For each agency, they disclose their income, which consists mostly of the amounts they collected in title premiums. In the expense column, you can see how much in total salary they paid their employees and how much the owner/partners were paid. Other details of expenses like rent, utilities, postage, telephone, courier fees, and office supplies are included.
The expense I find most interesting is item No. 54 on each expense list: Fines or penalties. Yes, indeed. You can see who has been good and who has been bad. I’m relieved to see my own company has a big zero in that category. Keep in mind that some of these agencies are small ‘mom and pop’ operations while others are large, multi-branch companies.

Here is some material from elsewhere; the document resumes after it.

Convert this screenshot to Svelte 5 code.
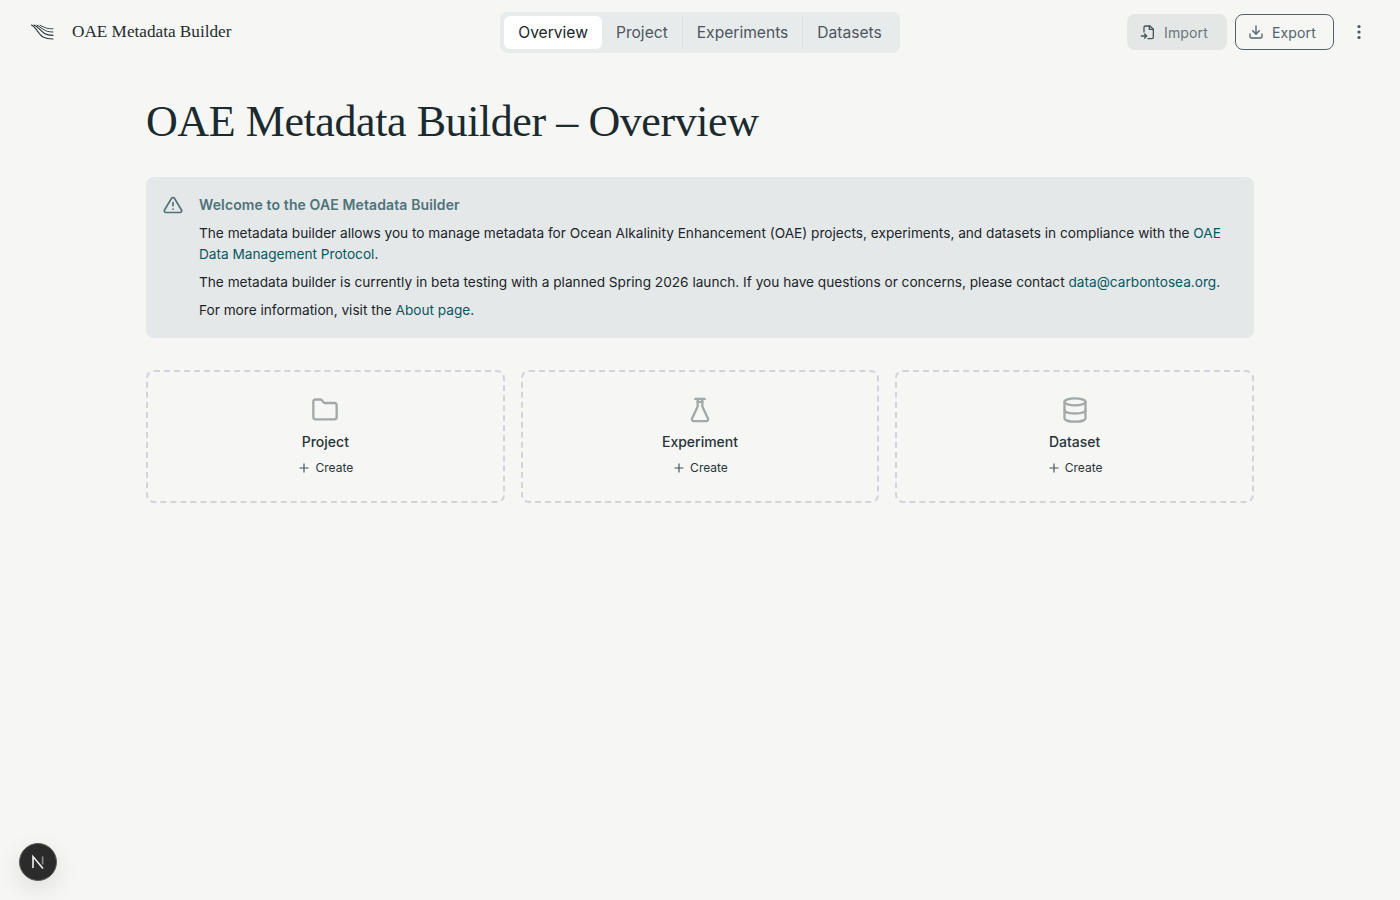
<script>
  const tabs = ['Overview', 'Project', 'Experiments', 'Datasets'];
  let activeTab = $state('Overview');

  const cards = [
    { name: 'Project', icon: 'folder' },
    { name: 'Experiment', icon: 'flask' },
    { name: 'Dataset', icon: 'database' }
  ];
</script>

<header class="topbar">
  <div class="brand">
    <svg class="logo" width="24" height="18" viewBox="0 0 24 18" fill="none" stroke="#27363a" stroke-linecap="round">
      <path d="M1.5 2C6 4 8 11 13 14C16 15.6 20 16 23 16" stroke-width="1.2" />
      <path d="M4 2C8 3.5 10.5 8 14.5 10.5C17 12 20 12.4 23 12.4" stroke-width="1.1" />
      <path d="M7 2.2C10 3.5 12 6 15.5 7.6C18 8.7 20.5 9 23 9" stroke-width="1" />
      <path d="M10 2.2C12 3.2 14 4.4 16.5 5.1C18.5 5.6 20.5 5.8 23 5.8" stroke-width="0.9" />
    </svg>
    <span class="brand-name">OAE Metadata Builder</span>
  </div>

  <nav class="tabs">
    {#each tabs as tab, i}
      {#if i > 1}<span class="divider"></span>{/if}
      <button class="tab" class:active={activeTab === tab} onclick={() => (activeTab = tab)}>{tab}</button>
    {/each}
  </nav>

  <div class="actions">
    <button class="btn import">
      <svg width="16" height="16" viewBox="0 0 24 24" fill="none" stroke="#45555a" stroke-width="2" stroke-linecap="round" stroke-linejoin="round">
        <path d="M6 12V5a2 2 0 0 1 2-2h7l5 5v12a2 2 0 0 1-2 2h-6" />
        <path d="M14 3v5h6" />
        <path d="M2 18h8M7 15l3 3-3 3" />
      </svg>
      Import
    </button>
    <button class="btn export">
      <svg width="16" height="16" viewBox="0 0 24 24" fill="none" stroke="currentColor" stroke-width="2" stroke-linecap="round" stroke-linejoin="round">
        <path d="M21 15v4a2 2 0 0 1-2 2H5a2 2 0 0 1-2-2v-4" />
        <path d="M7 10l5 5 5-5" />
        <path d="M12 15V3" />
      </svg>
      Export
    </button>
    <button class="more" aria-label="More">
      <svg width="20" height="20" viewBox="0 0 20 20" fill="#45555a">
        <circle cx="10" cy="4.5" r="1.6" />
        <circle cx="10" cy="10" r="1.6" />
        <circle cx="10" cy="15.5" r="1.6" />
      </svg>
    </button>
  </div>
</header>

<main class="page">
  <h1>OAE Metadata Builder – Overview</h1>

  <section class="alert">
    <svg class="alert-icon" width="20" height="20" viewBox="0 0 24 24" fill="none" stroke="#4f737a" stroke-width="2" stroke-linecap="round" stroke-linejoin="round">
      <path d="M10.3 3.9L1.8 18a2 2 0 0 0 1.7 3h17a2 2 0 0 0 1.7-3L13.7 3.9a2 2 0 0 0-3.4 0z" />
      <path d="M12 9v4M12 17h.01" />
    </svg>
    <div class="alert-body">
      <div class="alert-title">Welcome to the OAE Metadata Builder</div>
      <p>The metadata builder allows you to manage metadata for Ocean Alkalinity Enhancement (OAE) projects, experiments, and datasets in compliance with the <a href="#top">OAE Data Management Protocol</a>.</p>
      <p>The metadata builder is currently in beta testing with a planned Spring 2026 launch. If you have questions or concerns, please contact <a href="#top">data@carbontosea.org</a>.</p>
      <p>For more information, visit the <a href="#top">About page</a>.</p>
    </div>
  </section>

  <section class="cards">
    {#each cards as card}
      <button class="card">
        <svg class="card-icon" width="28" height="28" viewBox="0 0 24 24" fill="none" stroke="#a3a8a8" stroke-width="2" stroke-linecap="round" stroke-linejoin="round">
          {#if card.icon === 'folder'}
            <path d="M4 20h16a2 2 0 0 0 2-2V8a2 2 0 0 0-2-2h-7.9a2 2 0 0 1-1.7-.9l-.8-1.2A2 2 0 0 0 7.9 3H4a2 2 0 0 0-2 2v13a2 2 0 0 0 2 2z" />
          {:else if card.icon === 'flask'}
            <path d="M10 2.5v6.5L5.2 19.2A1.5 1.5 0 0 0 6.6 21.5h10.8a1.5 1.5 0 0 0 1.4-2.3L14 9V2.5" />
            <path d="M8 2.5h8M10 5h4" />
          {:else}
            <ellipse cx="12" cy="5" rx="9" ry="3" />
            <path d="M3 5v14c0 1.7 4 3 9 3s9-1.3 9-3V5" />
            <path d="M3 12c0 1.7 4 3 9 3s9-1.3 9-3" />
          {/if}
        </svg>
        <span class="card-name">{card.name}</span>
        <span class="card-create">
          <svg width="14" height="14" viewBox="0 0 24 24" fill="none" stroke="#45555a" stroke-width="2" stroke-linecap="round">
            <path d="M5 12h14M12 5v14" />
          </svg>
          Create
        </span>
      </button>
    {/each}
  </section>
</main>

<button class="dev-badge" aria-label="Next.js dev tools">
  <svg width="16" height="16" viewBox="0 0 16 16" fill="none">
    <path d="M3 14V2.6L13 14.4" stroke="#f2f2f2" stroke-width="1.6" />
    <path d="M12.6 2.5v8" stroke="#8f8f8f" stroke-width="1.6" />
  </svg>
</button>

<style>
  :global(body) {
    background: #f6f6f4;
    color: #1a2529;
    font-family: Inter, "Noto Sans", sans-serif;
    min-height: 900px;
  }

  button {
    font-family: inherit;
    cursor: pointer;
  }

  .topbar {
    height: 64px;
    padding: 0 24px;
    display: grid;
    grid-template-columns: 1fr auto 1fr;
    align-items: center;
  }

  .brand {
    display: flex;
    align-items: center;
    gap: 18px;
    margin-left: 6px;
  }

  .brand-name {
    font-family: "Liberation Serif", serif;
    font-size: 17.2px;
    color: #1f2c30;
  }

  .tabs {
    display: flex;
    align-items: center;
    background: #e7ebeb;
    border-radius: 8px;
    padding: 4px;
    height: 41px;
    box-sizing: border-box;
  }

  .tab {
    border: none;
    background: none;
    height: 33px;
    padding: 0 14px;
    border-radius: 6px;
    font-size: 15.6px;
    color: #4d5660;
  }

  .tab.active {
    background: #fff;
    color: #1a2529;
  }

  .divider {
    width: 1px;
    height: 33px;
    background: #dde1e4;
  }

  .actions {
    display: flex;
    align-items: center;
    justify-content: flex-end;
    gap: 8px;
  }

  .btn {
    height: 36px;
    display: inline-flex;
    align-items: center;
    gap: 8px;
    border-radius: 8px;
    font-size: 14px;
    letter-spacing: 0.15px;
  }

  .import {
    padding: 0 19px 0 13px;
    border: none;
    background: #e5e7e7;
    color: #66777c;
  }

  .export {
    padding: 0 17px 0 12px;
    border: 1px solid #4f646a;
    background: transparent;
    color: #4f646a;
  }

  .more {
    width: 34px;
    height: 36px;
    border: none;
    background: none;
    display: flex;
    align-items: center;
    justify-content: center;
    padding: 0;
  }

  .page {
    width: 1108px;
    margin: 0 auto;
  }

  h1 {
    margin: 35px 0 0;
    font-family: "Liberation Serif", serif;
    font-weight: 400;
    font-size: 44px;
    letter-spacing: -0.42px;
    line-height: 46px;
    color: #1a2a2e;
  }

  .alert {
    margin-top: 32px;
    background: #e5e8e9;
    border-radius: 8px;
    padding: 16px 16px 16px 17px;
    display: flex;
    gap: 16px;
    box-sizing: border-box;
    height: 161px;
  }

  .alert-icon {
    flex: none;
    margin-top: 2px;
  }

  .alert-title {
    font-size: 14px;
    font-weight: 600;
    letter-spacing: 0.12px;
    line-height: 24px;
    color: #4f737a;
  }

  .alert-body p {
    margin: 7px 0 0;
    font-size: 13.65px;
    line-height: 21px;
    color: #1a2529;
  }

  .alert-body p:first-of-type {
    margin-top: 6px;
  }

  a {
    color: #07575f;
    text-decoration: none;
  }

  .cards {
    margin-top: 32px;
    display: grid;
    grid-template-columns: repeat(3, 1fr);
    gap: 16px;
  }

  .card {
    height: 133px;
    border: 2px dashed #d1d5db;
    border-radius: 8px;
    background: none;
    color: #27343a;
    display: flex;
    flex-direction: column;
    align-items: center;
    padding: 24px 0 0;
  }

  .card-name {
    margin-top: 8px;
    font-size: 14px;
    font-weight: 500;
    line-height: 20px;
  }

  .card-create {
    margin-top: 8px;
    display: flex;
    align-items: center;
    gap: 4px;
    font-size: 12px;
    line-height: 16px;
    color: #29353a;
  }

  .dev-badge {
    position: fixed;
    left: 19px;
    bottom: 19px;
    width: 38px;
    height: 38px;
    border-radius: 50%;
    background: #2b2b2b;
    border: 1px solid #5c5c5c;
    box-shadow: 0 8px 24px rgba(0, 0, 0, 0.1);
    display: flex;
    align-items: center;
    justify-content: center;
    padding: 0;
  }
</style>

I totaled just over 100 D-FW agencies with no fines or penalties and 11 with some amount of fine or penalty.
Congratulations to these D-FW area companies without any fines or penalties in 2016:
Independent Agencies: Advantage Title, Affinity Title, Alamo Title, Allstar Title, Allegiance Title, Alliance Title Group, American Title Assurance of Texas, AW Title of Texas, BCHH Title of Texas, Benchmark Title, BNT of Texas, Brahama Title & Escrow, Capital Title of Texas, Carlisle Title, Carrington Title Services, Chapin Title, Chronos Title Solutions, Community National Title, Consolidated Lender’s Resources, Contemporary Solutions-USA, CSP Texas Joint Venture, Decatur Title Company, Designated Title.
Ellis County Abstract and Title, Empire Title Company, Equity National Title & Closing Services, Excel Title Group, Fair Land Title Company, Fair Texas Title, Federal Title, First Rockwall Co, First Title & Escrow, First Western Title Acquisition, FNC Title Services, Freedom Title, Gainesville Title Company, Global American Title Agency, Grand Title Company, Grayson County Title Company, Green Brick Title, GRS Title Services, Inspire Closing Services of Texas, Kane Title, Kensington Vanguard National Land Services of Tx, Lakewood Title, Legacy Pioneer Title, Legacy Texas Title, Lenderlive Title Agency, Lenders Title Solutions, Linear Title & Settlement Services, Luna Buyer.
Madison Title Agency, Maverick Title of Texas, MCS Long Star Solutions, Members Title, Meridian Title, Milestone Title Agency, Miller Title, Mortgage Connect of Texas, National Assurance Title, Navy Federal Title Services, Nexbank Title, North Texas Title of Hunt, Paradise Settlement Services, Prima Title, Providence Title, PTS-Texas Title, Ranger Title, Rattikin Title Company, Reltco, Secured Title of Texas, Sentinel Title Company, Sewell Title, Signature Pioneer Title, Silver Star Title, Superior Abstract and Title, Texas Capital Title, Texas Premier Settlement Services, Texas Secure Title Company, Thomas Title & Escrow Tx, Tiago Title, Timios, Title Source, Title365 Company, Transtar National, True Concept Title, Unisource Information Services of Texas, United Lender Services of Texas, Vantage Point Title, Westminster Abstract Company, Worth National Title Agency and Xome Settlement Services.
Affiliated Agents & Direct Operations: Chicago Title Insurance Company, Commonwealth Title of Dallas, Dominion Title of Dallas, HMH Title Company, Landon Title Company, Millennium title Company of North Texas, NETC Title Company, North American Title Company, Novare National Settlement Service, PGP Title, S&S Title Company, Strategic Title Company, Title Clearing & Escrow, Titlevest Agency of Texas, Titlevision Texas, and WFG Lender Services.
After the scandal at Millennium Title, it’s surprising to see them on the nice list instead of the naughty list. We’ll need to check the next year’s report for that.
Don’t see your favorite company on the good list? That’s because there were a few rule breakers disclosed amongst our D-FW area companies. Their 2016 fines range from $33 to $3,825.